Really excellent timing for an article in which Sen. Susan Collins (R-ME), declares her intention to run for re-election. It comes out the very day the House flips to the Democrats, following a massive blue wave sweeping Republicans out.
"That is my intention," she told Time, apparently in an office in the Capitol that's one of the perks she gets for seniority. Here's what she has in that office, still.
Two newspapers with reports on Kavanaugh's contentious confirmation hearings sit on the wooden desk: a copy of the New York Times, with an image of Kavanaugh's now infamous high school calendar on the front page, and the Washington Post from the following day, showing Kavanaugh and Christine Blasey Ford, who accused the judge of sexual assault, testifying before the Senate Judiciary Committee, both of them near tears.
She keeps that in this office, in which she does interviews, and then pretends that she’s not doing this out of partisan politics. She tells Time that she was "baffled" when her constituents rose up against the Kavanaugh nomination, asking her to represent them. "I would never be intimidated by that," she says.
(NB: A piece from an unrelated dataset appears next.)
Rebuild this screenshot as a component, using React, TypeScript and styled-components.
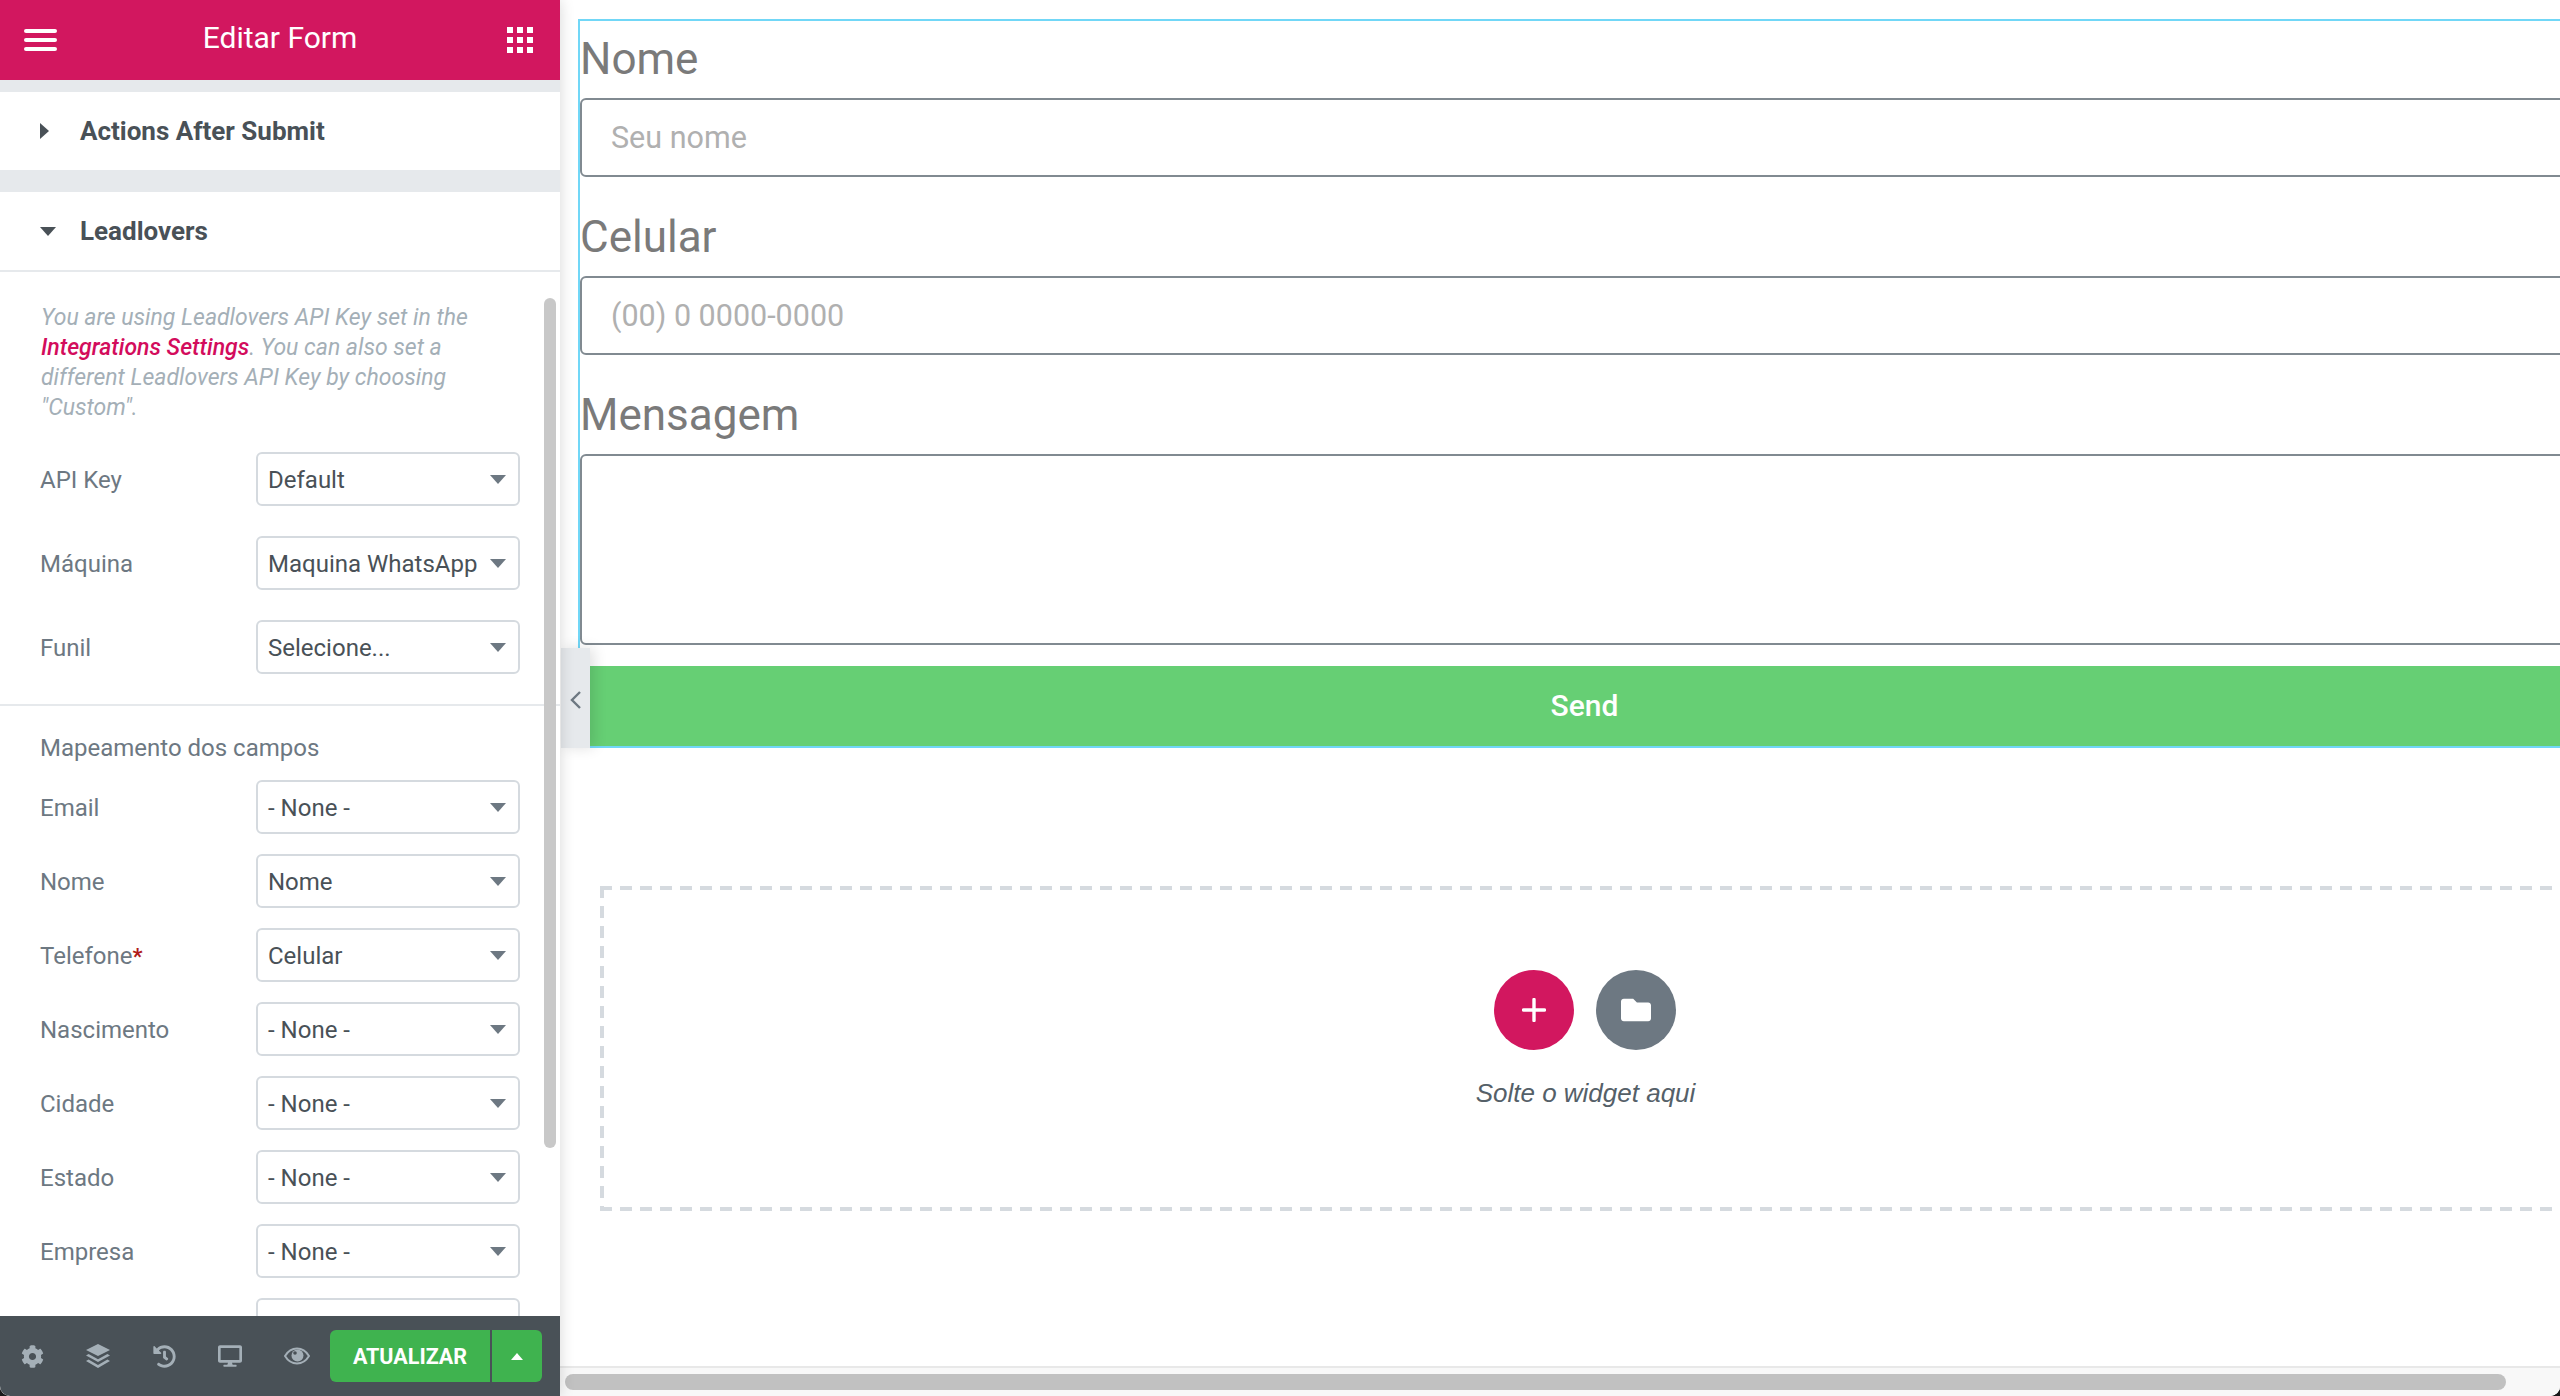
import { FC } from "react";
import styled, { createGlobalStyle } from "styled-components";
import { FaCog, FaDesktop, FaFolder, FaHistory } from "react-icons/fa";

const GlobalStyle = createGlobalStyle`
  html, body {
    margin: 0;
    padding: 0;
    height: 100%;
    background: #1a1a1a;
    overflow: hidden;
  }
  * {
    box-sizing: border-box;
  }
`;

const Screen = styled.div`
  display: flex;
  width: 2560px;
  height: 1396px;
  background: #fff;
  border-radius: 0 0 10px 10px;
  overflow: hidden;
  font-family: Roboto, "Liberation Sans", sans-serif;
`;

/* ---- left panel ---- */
const Panel = styled.aside`
  position: relative;
  z-index: 3;
  display: flex;
  flex-direction: column;
  flex: 0 0 560px;
  height: 100%;
  background: #fff;
  box-shadow: 0 0 14px rgba(0, 0, 0, 0.16);
`;

const PanelHeader = styled.header`
  display: flex;
  align-items: center;
  justify-content: space-between;
  flex: 0 0 80px;
  padding: 0 27px 0 24px;
  background: #d2175f;
  color: #fff;
`;

const PanelTitle = styled.h1`
  margin: 0 4px 6px 0;
  font-size: 30px;
  font-weight: 400;
`;

const Burger = styled.div`
  display: flex;
  flex-direction: column;
  gap: 5px;
  width: 33px;
  span {
    display: block;
    height: 4px;
    background: #fff;
    border-radius: 2px;
  }
`;

const Dots = styled.div`
  display: grid;
  grid-template-columns: repeat(3, 6px);
  grid-auto-rows: 6px;
  gap: 4px;
  span {
    background: #fff;
  }
`;

const PanelBody = styled.div`
  position: relative;
  flex: 1;
  min-height: 0;
  overflow: hidden;
  background: #fff;
`;

const ScrollThumb = styled.div`
  position: absolute;
  top: 218px;
  right: 4px;
  width: 12px;
  height: 850px;
  border-radius: 6px;
  background: #c8c8c8;
`;

const Section = styled.div<{ $top: number; $open?: boolean }>`
  display: flex;
  align-items: center;
  gap: 24px;
  box-sizing: content-box;
  height: 78px;
  padding-left: 40px;
  background: #fff;
  border-top: ${(p) => p.$top}px solid #e6e9ec;
  border-bottom: ${(p) => (p.$open ? "2px solid #e6e9ec" : "0")};
  color: #495157;
  font-size: 26px;
  font-weight: 700;
`;

const Caret = styled.i<{ $dir: "right" | "down" }>`
  display: block;
  width: 0;
  height: 0;
  border-style: solid;
  border-color: transparent;
  ${(p) =>
    p.$dir === "right"
      ? "border-width: 8px 0 8px 9px; border-left-color: #495157; margin-right: 7px;"
      : "border-width: 9px 8px 0 8px; border-top-color: #495157;"}
`;

const Note = styled.p`
  margin: 0;
  padding: 31px 50px 0 41px;
  height: 180px;
  color: #a4afb7;
  font-size: 23px;
  font-style: italic;
  line-height: 30px;
  a {
    color: #d30c5c;
    font-weight: 500;
    text-decoration: none;
  }
`;

const Row = styled.div<{ $space: number }>`
  display: flex;
  align-items: center;
  justify-content: space-between;
  padding: 0 40px;
  margin-bottom: ${(p) => p.$space}px;
`;

const FieldLabel = styled.label`
  padding-top: 2px;
  color: #6d7882;
  font-size: 24px;
  em {
    color: #b01b1b;
    font-size: 22px;
    font-style: normal;
    font-weight: 700;
  }
`;

const SelectBox = styled.div`
  display: flex;
  align-items: center;
  justify-content: space-between;
  width: 264px;
  height: 54px;
  padding: 0 12px 0 10px;
  border: 2px solid #d5dadf;
  border-radius: 6px;
  color: #495157;
  font-size: 24px;
  white-space: nowrap;
  &::after {
    content: "";
    width: 0;
    height: 0;
    border-style: solid;
    border-width: 9px 8px 0 8px;
    border-color: #6d7882 transparent transparent transparent;
  }
`;

const SelectValue = styled.span`
  padding-top: 2px;
`;

const Divider = styled.hr`
  margin: 30px 0 0;
  border: 0;
  border-top: 2px solid #e6e9ec;
`;

const GroupTitle = styled.div`
  padding: 28px 40px 18px;
  color: #6d7882;
  font-size: 24px;
  line-height: 28px;
`;

const PanelFooter = styled.footer`
  display: flex;
  align-items: center;
  flex: 0 0 80px;
  padding: 0 18px 0 21px;
  background: #495157;
  color: #a4afb7;
`;

const FooterIcons = styled.div`
  display: flex;
  align-items: center;
  justify-content: space-between;
  width: 289px;
  margin-right: 20px;
  svg {
    display: block;
  }
`;

const SaveGroup = styled.div`
  display: flex;
  gap: 2px;
  height: 52px;
`;

const SaveButton = styled.button`
  width: 160px;
  padding: 0;
  border: 0;
  border-radius: 6px 0 0 6px;
  background: #3fb34f;
  color: #fff;
  font-family: inherit;
  font-size: 21.5px;
  font-weight: 700;
`;

const SaveArrow = styled.button`
  display: flex;
  align-items: center;
  justify-content: center;
  width: 50px;
  padding: 0;
  border: 0;
  border-radius: 0 6px 6px 0;
  background: #3fb34f;
  &::after {
    content: "";
    width: 0;
    height: 0;
    border-style: solid;
    border-width: 0 6px 7px 6px;
    border-color: transparent transparent #fff transparent;
  }
`;

/* ---- preview ---- */
const Preview = styled.main`
  position: relative;
  display: flex;
  flex-direction: column;
  flex: 1;
  min-width: 0;
  background: #fff;
`;

const Canvas = styled.div`
  flex: 1;
  min-height: 0;
  padding: 19px 0 0 18px;
  overflow: hidden;
`;

const FormWidget = styled.form`
  width: 2013px;
  height: 729px;
  border: 2px solid #71d7f7;
  background: #fff;
`;

const FormLabel = styled.label`
  display: block;
  height: 77px;
  color: #7a7a7a;
  font-size: 44px;
  line-height: 76px;
`;

const TextField = styled.input`
  display: block;
  width: 100%;
  height: 79px;
  margin-bottom: 22px;
  padding: 0 29px;
  border: 2px solid #818a91;
  border-radius: 6px;
  outline: 0;
  font-family: inherit;
  font-size: 30.5px;
  &::placeholder {
    color: #b0b0b0;
    opacity: 1;
  }
`;

const TextArea = styled.textarea`
  display: block;
  width: 100%;
  height: 191px;
  margin-bottom: 21px;
  border: 2px solid #818a91;
  border-radius: 6px;
  outline: 0;
  resize: none;
`;

const SendButton = styled.button`
  display: block;
  width: 100%;
  height: 80px;
  padding: 0 0 2px;
  border: 0;
  background: #66cf74;
  color: #fff;
  font-family: inherit;
  font-size: 30px;
  font-weight: 500;
`;

const DropArea = styled.div`
  display: flex;
  flex-direction: column;
  align-items: center;
  width: 1971px;
  height: 325px;
  margin: 138px 0 0 22px;
  padding-top: 84px;
  background:
    repeating-linear-gradient(90deg, #d5dadf 0 12px, transparent 12px 20px) top / 100% 4px no-repeat,
    repeating-linear-gradient(90deg, #d5dadf 0 12px, transparent 12px 20px) bottom / 100% 4px no-repeat,
    repeating-linear-gradient(180deg, #d5dadf 0 12px, transparent 12px 20px) left / 4px 100% no-repeat,
    repeating-linear-gradient(180deg, #d5dadf 0 12px, transparent 12px 20px) right / 4px 100% no-repeat;
`;

const DropButtons = styled.div`
  display: flex;
  gap: 22px;
  margin-right: 2px;
`;

const RoundButton = styled.div<{ $bg: string }>`
  display: flex;
  align-items: center;
  justify-content: center;
  width: 80px;
  height: 80px;
  border-radius: 50%;
  background: ${(p) => p.$bg};
  color: #fff;
`;

const DropText = styled.div`
  margin-top: 27px;
  color: #556068;
  font-family: "Liberation Sans", Arial, sans-serif;
  font-size: 26px;
  font-style: italic;
  line-height: 32px;
`;

const CollapseHandle = styled.div`
  position: absolute;
  top: 648px;
  left: 1px;
  display: flex;
  align-items: center;
  justify-content: center;
  width: 29px;
  height: 100px;
  padding-top: 3px;
  background: #e6e9ec;
  box-shadow: 4px 0 14px rgba(0, 0, 0, 0.12);
  svg {
    display: block;
  }
`;

const HScroll = styled.div`
  flex: 0 0 30px;
  padding: 6px 54px 4px 5px;
  background: #f8f8f8;
  border-top: 2px solid #e8e8e8;
`;

const HThumb = styled.div`
  height: 16px;
  border-radius: 8px;
  background: #c1c1c1;
`;

const LayersIcon: FC = () => (
  <svg width="24" height="24" viewBox="0 0 24 24" fill="currentColor">
    <path d="M12 0 24 6 12 12 0 6z" />
    <path d="M2.6 10 0 11.4 12 18 24 11.4 21.4 10 12 15.2z" />
    <path d="M2.6 15.6 0 17 12 24 24 17 21.4 15.6 12 21z" />
  </svg>
);

const EyeIcon: FC = () => (
  <svg width="26" height="18" viewBox="0 0 26 18" fill="none">
    <path d="M1 9C4 4 8 1.5 13 1.5S22 4 25 9c-3 5-7 7.5-12 7.5S4 14 1 9z" stroke="currentColor" strokeWidth="2" />
    <circle cx="13.5" cy="8.5" r="6" fill="currentColor" />
    <circle cx="11" cy="6" r="1.8" fill="#495157" />
  </svg>
);

const PlusIcon: FC = () => (
  <svg width="24" height="24" viewBox="0 0 24 24" stroke="currentColor" strokeWidth="3.4" strokeLinecap="round">
    <path d="M12 1.5v21M1.5 12h21" />
  </svg>
);

const mainRows: [string, string][] = [
  ["API Key", "Default"],
  ["Máquina", "Maquina WhatsApp"],
  ["Funil", "Selecione..."],
];

const mapRows: [string, string][] = [
  ["Email", "- None -"],
  ["Nome", "Nome"],
  ["Telefone", "Celular"],
  ["Nascimento", "- None -"],
  ["Cidade", "- None -"],
  ["Estado", "- None -"],
  ["Empresa", "- None -"],
  ["", ""],
];

export default function App() {
  return (
    <>
      <GlobalStyle />
      <Screen>
        <Panel>
          <PanelHeader>
            <Burger>
              <span />
              <span />
              <span />
            </Burger>
            <PanelTitle>Editar Form</PanelTitle>
            <Dots>
              {Array.from({ length: 9 }).map((_, i) => (
                <span key={i} />
              ))}
            </Dots>
          </PanelHeader>
          <PanelBody>
            <Section $top={12}>
              <Caret $dir="right" />
              Actions After Submit
            </Section>
            <Section $top={22} $open>
              <Caret $dir="down" />
              Leadlovers
            </Section>
            <Note>
              You are using Leadlovers API Key set in the <a href="#">Integrations Settings</a>. You can also set a
              different Leadlovers API Key by choosing "Custom".
            </Note>
            {mainRows.map(([label, value]) => (
              <Row key={label} $space={30}>
                <FieldLabel>{label}</FieldLabel>
                <SelectBox>
                  <SelectValue>{value}</SelectValue>
                </SelectBox>
              </Row>
            ))}
            <Divider />
            <GroupTitle>Mapeamento dos campos</GroupTitle>
            {mapRows.map(([label, value]) => (
              <Row key={label} $space={20}>
                <FieldLabel>
                  {label}
                  {label === "Telefone" && <em>*</em>}
                </FieldLabel>
                <SelectBox>
                  <SelectValue>{value}</SelectValue>
                </SelectBox>
              </Row>
            ))}
            <ScrollThumb />
          </PanelBody>
          <PanelFooter>
            <FooterIcons>
              <FaCog size={23} />
              <LayersIcon />
              <FaHistory size={23} />
              <FaDesktop size={24} />
              <EyeIcon />
            </FooterIcons>
            <SaveGroup>
              <SaveButton>ATUALIZAR</SaveButton>
              <SaveArrow />
            </SaveGroup>
          </PanelFooter>
        </Panel>
        <Preview>
          <Canvas>
            <FormWidget>
              <FormLabel>Nome</FormLabel>
              <TextField placeholder="Seu nome" />
              <FormLabel>Celular</FormLabel>
              <TextField placeholder="(00) 0 0000-0000" />
              <FormLabel>Mensagem</FormLabel>
              <TextArea />
              <SendButton type="button">Send</SendButton>
            </FormWidget>
            <DropArea>
              <DropButtons>
                <RoundButton $bg="#d2175f">
                  <PlusIcon />
                </RoundButton>
                <RoundButton $bg="#6d7882">
                  <FaFolder size={30} />
                </RoundButton>
              </DropButtons>
              <DropText>Solte o widget aqui</DropText>
            </DropArea>
          </Canvas>
          <CollapseHandle>
            <svg width="12" height="20" viewBox="0 0 12 20" fill="none" stroke="#6d7882" strokeWidth="2.4">
              <path d="M10 2 2 10l8 8" />
            </svg>
          </CollapseHandle>
          <HScroll>
            <HThumb />
          </HScroll>
        </Preview>
      </Screen>
    </>
  );
}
But brave, brave Collins prevailed. "It is certainly obvious to me," she says, "that my life would have been a lot easier if I had voted the other way." The way her constituents were asking her to, she means.
This all under the headline: "Susan Collins Is Trying to Stay in the Political Center. But That May Not Exist Anymore."
Collins is doing no such thing. She declared her fealty to Republicans and, worse, to Individual 1. She's voted with Trump 77 percent of the time. Worse. She voted for Brett Kavanaugh, an unqualified, partisan, forced-birther ideologue, not even to mention the extremely credible (and multiple) sexual assault allegations against him.